As long as you don't try to do any more mm once you've allocated with 
malloc(0), and as long as you haven't done any previous allocations with 
malloc, you should be able to scribble all over malloc.  In fact, if you 
want, I think you can scribble all over your own stack without causing 
Linux any trouble.

I'm guessing (and this is only an educated guess), that you could do some 
really strange things like

void scribble(void)
{
int x[50];
do_scribble(x);
}
void do_scribble(int *x)
{
char y[50];
x[70]=54;
x[71]=32;
x[50]=3;x[51]=12;  /* watch out */
}
void main(void)
{
scribble();
}


Depending how the storage structure works for your C compiler (sorry, I 
don't remember), this COULD scribble integers onto your character 
array.  The line marked "watch out" COULD severely scribble the return 
pointer and make the program crash in really ugly ways.
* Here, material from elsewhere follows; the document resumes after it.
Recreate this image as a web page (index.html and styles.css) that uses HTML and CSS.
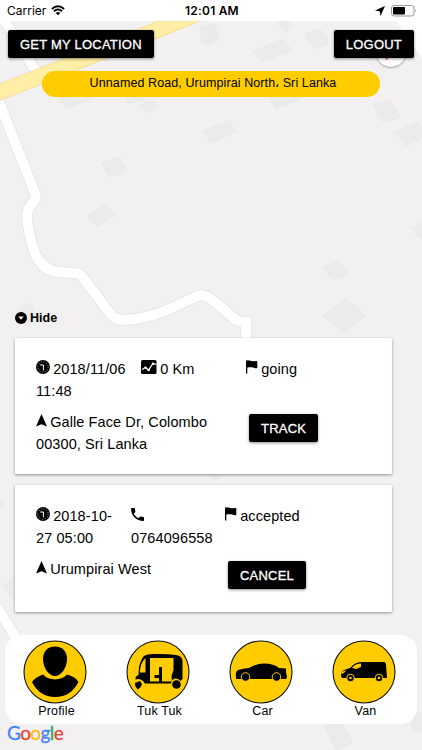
FILE: index.html
```html
<!DOCTYPE html>
<html lang="en">
<head>
    <meta charset="UTF-8">
    <meta name="viewport" content="width=device-width, initial-scale=1.0">
    <title>Taxi</title>
    <link rel="stylesheet" href="styles.css">
</head>
<body>
    <!-- icons used more than once -->
    <svg class="sprite">
        <symbol id="clock" viewBox="0 0 14 14">
            <circle cx="7" cy="7" r="7"/>
            <circle cx="7" cy="7" r="5.2" fill="none" stroke="#fff" stroke-width=".9" stroke-dasharray=".7 2.02"/>
            <path d="M4.200 5H7.400V10.400" fill="none" stroke="#fff" stroke-width="1"/>
        </symbol>
        <symbol id="arrow" viewBox="0 0 11 13">
            <path d="M5.5 0L11 12.6L5.5 10.2L0 12.6Z"/>
        </symbol>
        <symbol id="flag" viewBox="0 0 12 14">
            <path d="M0 .4H1.3C3.5 0 5 1.5 7 1.3L11.3 1V8C9 8.600 7.500 7.700 6 7.300C4.500 7 3 7.200 1.300 7.400V13.500H0Z"/>
        </symbol>
    </svg>

    <div class="screen">
        <svg class="map" viewBox="0 0 422 750">
            <g class="building">
                <path d="M254 51L283 39L292 50L262 62Z"/>
                <path d="M305 34L320 29L329 43L315 49Z"/>
                <path d="M278 23L288 21L292 28L285 32Z"/>
                <path d="M211 25L215 24L219 40L211 43Z"/>
                <path d="M200 28L211 25V44L202 43Z"/>
                <path d="M55 90L84 88L90 99L67 109Z"/>
                <path d="M124 96L140 93L144 99L128 104Z"/>
                <path d="M139 106L151 100L158 106L146 113Z"/>
                <path d="M267 94L294 88L301 99L276 109Z"/>
                <path d="M373 105L390 100L400 117L384 123Z"/>
                <path d="M395 132L416 122L427 133L407 146Z"/>
                <path d="M203 131L228 121L236 132L211 143Z"/>
                <path d="M102 163L120 157L127 171L110 177Z"/>
                <path d="M88 216L105 205L115 215L98 227Z"/>
                <path d="M412 228L424 222V240L419 238Z"/>
                <path d="M323 267L339 261L348 273L332 280Z"/>
                <path d="M323 316L345 298L366 316L344 333Z"/>
                <path d="M18 309L31 303L41 321L26 326Z"/>
                <path d="M3 586L20 573V602H16Z"/>
                <path d="M0 498L4 504L0 507Z"/>
                <path d="M205 473H225L216 481Z"/>
                <path d="M325 727L342 722L352 743L337 750Z"/>
                <path d="M411 729L416 712L424 715V733Z"/>
            </g>
            <g class="road-edge">
                <path d="M2 16L36 72"/>
                <path d="M-4 94L35 193Q37 197 34 201Q26 210 27 218Q29 235 33 247Q39 270 58 272L74 273Q80 273 84 279L109 312Q114 320 125 320Q149 319 176 306L195 297Q202 293 210 298L235 319Q239 322 246 322V345"/>
                <path d="M-4 606L24 650"/>
            </g>
            <g class="road">
                <path d="M2 16L36 72"/>
                <path d="M-4 94L35 193Q37 197 34 201Q26 210 27 218Q29 235 33 247Q39 270 58 272L74 273Q80 273 84 279L109 312Q114 320 125 320Q149 319 176 306L195 297Q202 293 210 298L235 319Q239 322 246 322V345"/>
                <path d="M-4 606L24 650"/>
            </g>
            <path class="highway-edge" d="M-10 96L230 1"/>
            <path class="highway" d="M-10 96L230 1"/>
            <path d="M396 21H422V58Z" fill="#fff"/>
        </svg>

        <header class="status-bar">
            <div class="carrier">
                <span>Carrier</span>
                <svg width="14" height="11" viewBox="0 0 14 11">
                    <path d="M.9 4Q7-1.500 13.100 4M3 6.300Q7 2.800 11 6.300" fill="none" stroke="#000" stroke-width="1.900"/>
                    <path d="M4.700 7.900Q7 6.100 9.300 7.900L7 10.300Z"/>
                </svg>
            </div>
            <div class="time">12:01 AM</div>
            <div class="battery">
                <svg width="10" height="10" viewBox="0 0 10 10"><path d="M10 0L5.500 10L4.700 5.300L0 4.600Z"/></svg>
                <svg width="26" height="12" viewBox="0 0 26 12">
                    <rect x=".5" y=".5" width="22.500" height="10.500" rx="2.500" fill="#fff" stroke="#999"/>
                    <rect x="2" y="2" width="12" height="7.500" rx="1"/>
                    <path d="M24.300 4Q25.800 5.800 24.300 7.600Z" fill="#888"/>
                </svg>
            </div>
        </header>

        <div class="compass"><svg width="8" height="5" viewBox="0 0 8 5"><path d="M0 0H6L1 4Z" fill="#d32f2f"/></svg></div>

        <div class="top-bar">
            <button class="btn">GET MY LOCATION</button>
            <button class="btn">LOGOUT</button>
        </div>
        <div class="address">Unnamed Road, Urumpirai North، Sri Lanka</div>

        <div class="hide">
            <svg width="12" height="12" viewBox="0 0 12 12"><circle cx="6" cy="6" r="6"/><path d="M3.300 4.600H8.700L6 7.800Z" fill="#fff"/></svg>
            <span>Hide</span>
        </div>

        <section class="card card-going">
            <div class="cell date"><svg class="icon-clock"><use href="#clock"/></svg> 2018/11/06<br>11:48</div>
            <div class="cell">
                <svg class="icon-chart" viewBox="0 0 16 14">
                    <rect width="15.500" height="14" rx="1.500"/>
                    <path d="M1 9.500L4.500 7.500L7.500 10.200L12 3.500L15.500 4.500" fill="none" stroke="#fff" stroke-width="1.200"/>
                    <circle cx="4.500" cy="7.600" r="1.200" fill="#fff"/><circle cx="7.700" cy="10" r="1.200" fill="#fff"/><circle cx="12" cy="3.700" r="1.200" fill="#fff"/>
                </svg> 0 Km
            </div>
            <div class="cell"><svg class="icon-flag"><use href="#flag"/></svg> going</div>
            <div class="cell place"><svg class="icon-arrow"><use href="#arrow"/></svg> Galle Face Dr, Colombo<br>00300, Sri Lanka</div>
            <div class="action"><button class="btn">TRACK</button></div>
        </section>

        <section class="card card-accepted">
            <div class="cell date"><svg class="icon-clock"><use href="#clock"/></svg> 2018-10-<br>27 05:00</div>
            <div class="cell">
                <svg class="icon-phone" viewBox="0 0 13 13"><path d="M0 .7Q0 0 .7 0H3.200Q3.900 0 3.900 .7Q4 2.300 4.400 3.300Q4.500 3.800 4.200 4.200L2.700 5.700Q4.200 8.800 7.300 10.300L8.800 8.800Q9.200 8.500 9.700 8.600Q10.700 9 12.300 9.100Q13 9.100 13 9.800V12.300Q13 13 12.300 13C5.500 13 0 7.500 0 .7Z"/></svg><br>0764096558
            </div>
            <div class="cell"><svg class="icon-flag"><use href="#flag"/></svg> accepted</div>
            <div class="cell place"><svg class="icon-arrow"><use href="#arrow"/></svg> Urumpirai West</div>
            <div class="action"><button class="btn">CANCEL</button></div>
        </section>

        <nav class="menu">
            <div class="menu-item">
                <svg class="badge" viewBox="0 0 64 64">
                    <circle class="disc" cx="32" cy="32" r="31"/>
                    <path d="M32 6.500C40 6.500 44 12 44 19C44 28 38 36 32 36C26 36 20 28 20 19C20 12 24 6.500 32 6.500Z"/>
                    <path d="M20 34.500C26 41 38 41 44 34.500C50 36 54 39 55.500 42C50 52 43 57 32 57C22 57 14 52 9 42C11 39 15 36 20 34.500Z"/>
                </svg>
                <span>Profile</span>
            </div>
            <div class="menu-item">
                <svg class="badge" viewBox="0 0 64 64">
                    <circle class="disc" cx="32" cy="32" r="31"/>
                    <path fill-rule="evenodd" d="M18 16Q21 14 27 14Q40 13.500 50 15Q56.500 16 56.500 21V39L54.500 41Q53 38.500 50 38.500Q46 38.500 45 43.500H19L17 41Q14 38 9.500 39.500Q9 36 12.500 35L13 27Q15 19 18 16ZM19.500 18Q14.500 22 13.800 32.500H19.500ZM24 18V41.500H46L45.500 36L47.500 30V18Z"/>
                    <path d="M28.500 35H33V27H36V42H33V38H28.500Z"/>
                    <path d="M9 43L14 41L16 44Q15 48 12 49.500Q9 47.500 9 43Z"/>
                    <circle cx="50.500" cy="44.500" r="4.300"/>
                </svg>
                <span>Tuk Tuk</span>
            </div>
            <div class="menu-item">
                <svg class="badge" viewBox="0 0 64 64">
                    <circle class="disc" cx="32" cy="32" r="31"/>
                    <path d="M7 36Q6 32 9 30Q14 28.500 20 28Q27 23.500 35 23.500Q45 23.500 50 28L57 28.500V32L58 37L57 39H7Z"/>
                    <circle class="arch" cx="16.500" cy="37" r="4.300"/>
                    <circle class="arch" cx="47.500" cy="37" r="4.300"/>
                </svg>
                <span>Car</span>
            </div>
            <div class="menu-item">
                <svg class="badge" viewBox="0 0 64 64">
                    <circle class="disc" cx="32" cy="32" r="31"/>
                    <path d="M9 36Q9 32 12 30L18 28Q23 22 29 22H52Q54 22 54 25L55 38H10Z"/>
                    <path d="M20 28Q23 23.500 29 23.500V27L24 29Z" fill="#fc0"/>
                    <path d="M10 32L14 30L13 32L10 34Z" fill="#fc0"/>
                    <circle class="arch" cx="18.500" cy="38" r="3.800"/>
                    <circle class="arch" cx="47" cy="38" r="3.800"/>
                    <circle cx="18.500" cy="38" r="1.300" fill="#fc0"/>
                    <circle cx="47" cy="38" r="1.300" fill="#fc0"/>
                </svg>
                <span>Van</span>
            </div>
        </nav>

        <div class="google"><span class="blue">G</span><span class="red">o</span><span class="yellow">o</span><span class="blue">g</span><span class="green">l</span><span class="red">e</span></div>
    </div>
</body>
</html>
```
FILE: styles.css
```css
* {
    box-sizing: border-box;
}
body {
    margin: 0;
    font-family: "Liberation Sans", Arial, sans-serif;
    color: #000;
}
.sprite {
    display: none;
}
.screen {
    position: relative;
    width: 422px;
    height: 750px;
    overflow: hidden;
    display: flex;
    flex-direction: column;
    isolation: isolate;
    background: #f2f0f1;
}

/* map behind everything */
.map {
    position: absolute;
    inset: 0;
    z-index: -2;
}
.building {
    fill: #ebebeb;
    stroke: #e5e6e6;
    stroke-width: .7;
}
.road, .road-edge, .highway, .highway-edge {
    fill: none;
    stroke: #fff;
    stroke-width: 10;
}
.road-edge {
    stroke: #e4e3e4;
    stroke-width: 11.6;
}
.highway {
    stroke: #ffeea5;
    stroke-width: 14.5;
}
.highway-edge {
    stroke: #f3db91;
    stroke-width: 16;
}

.status-bar {
    height: 21px;
    padding: 0 5px 0 7px;
    display: grid;
    grid-template-columns: 1fr auto 1fr;
    align-items: center;
    background: #fff;
    font-family: Inter, sans-serif;
    font-size: 12px;
}
.carrier {
    display: flex;
    align-items: center;
    gap: 5px;
}
.time {
    font-weight: 600;
    letter-spacing: .2px;
}
.battery {
    display: flex;
    justify-content: flex-end;
    align-items: center;
    gap: 6px;
}

.compass {
    position: absolute;
    left: 376px;
    top: 37px;
    z-index: -1;
    width: 30px;
    height: 30px;
    padding: 19px 0 0 9px;
    border-radius: 50%;
    background: #fff;
    box-shadow: 0 1px 2px rgba(0, 0, 0, .35);
    line-height: 0;
}
.top-bar {
    display: flex;
    justify-content: space-between;
    padding: 9px 8px 0;
}
.btn {
    height: 28px;
    padding: 0 12px;
    border: 0;
    border-radius: 2px;
    background: #000;
    color: #fff;
    font-family: inherit;
    font-size: 13px;
    letter-spacing: .22px;
    white-space: nowrap;
    -webkit-text-stroke: .3px #fff;
    box-shadow: 0 1px 3px rgba(0, 0, 0, .45);
}
.address {
    width: 338px;
    height: 26px;
    margin: 13px 0 0 42px;
    padding-left: 4px;
    border-radius: 13px;
    background: #fc0;
    font-size: 12.5px;
    line-height: 24px;
    letter-spacing: .1px;
    text-align: center;
}
.hide {
    display: flex;
    align-items: center;
    gap: 3px;
    height: 16px;
    margin: 213px 0 0 15px;
    font-size: 12.5px;
    font-weight: bold;
}

.card {
    display: grid;
    align-content: start;
    row-gap: 10px;
    width: 377px;
    margin-left: 15px;
    padding: 21px 20px 0 21px;
    background: #fff;
    border-radius: 1px;
    box-shadow: 0 1px 3px rgba(0, 0, 0, .4);
    font-size: 14.5px;
    line-height: 21.5px;
    letter-spacing: .1px;
}
.card-going {
    grid-template-columns: 105px 105px 1fr;
    height: 136px;
    margin-top: 12px;
}
.card-accepted {
    grid-template-columns: 95px 94px 1fr;
    height: 127px;
    margin-top: 11px;
}
.cell {
    white-space: nowrap;
}
.cell svg {
    margin-right: -1px;
}
.place {
    grid-column: span 2;
}
.action {
    padding: 2px 0 0 3px;
}
.icon-clock {
    width: 14px;
    height: 14px;
}
.icon-arrow {
    width: 11px;
    height: 13px;
}
.icon-flag {
    width: 12px;
    height: 14px;
}
.icon-chart {
    width: 16px;
    height: 14px;
}
.icon-phone {
    width: 13px;
    height: 13px;
}

.menu {
    display: grid;
    grid-template-columns: repeat(4, 1fr);
    width: 412px;
    height: 89px;
    margin: 23px 0 0 5px;
    padding-top: 5px;
    border-radius: 16px;
    background: #fff;
}
.menu-item {
    display: flex;
    flex-direction: column;
    align-items: center;
    font-size: 12.5px;
    line-height: 14px;
    letter-spacing: .15px;
}
.badge {
    width: 64px;
    height: 64px;
    margin-right: 3px;
}
.disc {
    fill: #fc0;
    stroke: #111;
    stroke-width: 1.1;
}
.arch {
    stroke: #fc0;
    stroke-width: 1;
}

.google {
    padding-left: 7px;
    font-family: Lato, sans-serif;
    font-size: 19px;
    line-height: 18px;
    letter-spacing: -.6px;
    -webkit-text-stroke: .3px;
}
.blue { color: #4285f4; }
.red { color: #ea4335; }
.yellow { color: #fbbc05; }
.green { color: #34a853; }
```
Alternatively, it 
might not.  Depends how you stack it.


As a less severe example, if you want, you can do something really funky like

x=(char *)malloc(100);
x=(char *)realloc (x,50);
y=x+50;  /*could be a fencepost error: not worth my time to check*/


Writing to y will scribble on malloc's territory, but as long as you don't 
call malloc again, you should be fine.  This way you can get any amount of 
scribble space.  Of course, this only works on normal versions of malloc 
that don't try to return memory to the OS, etc.
--
This message has been brought to you by the letter alpha and the number pi.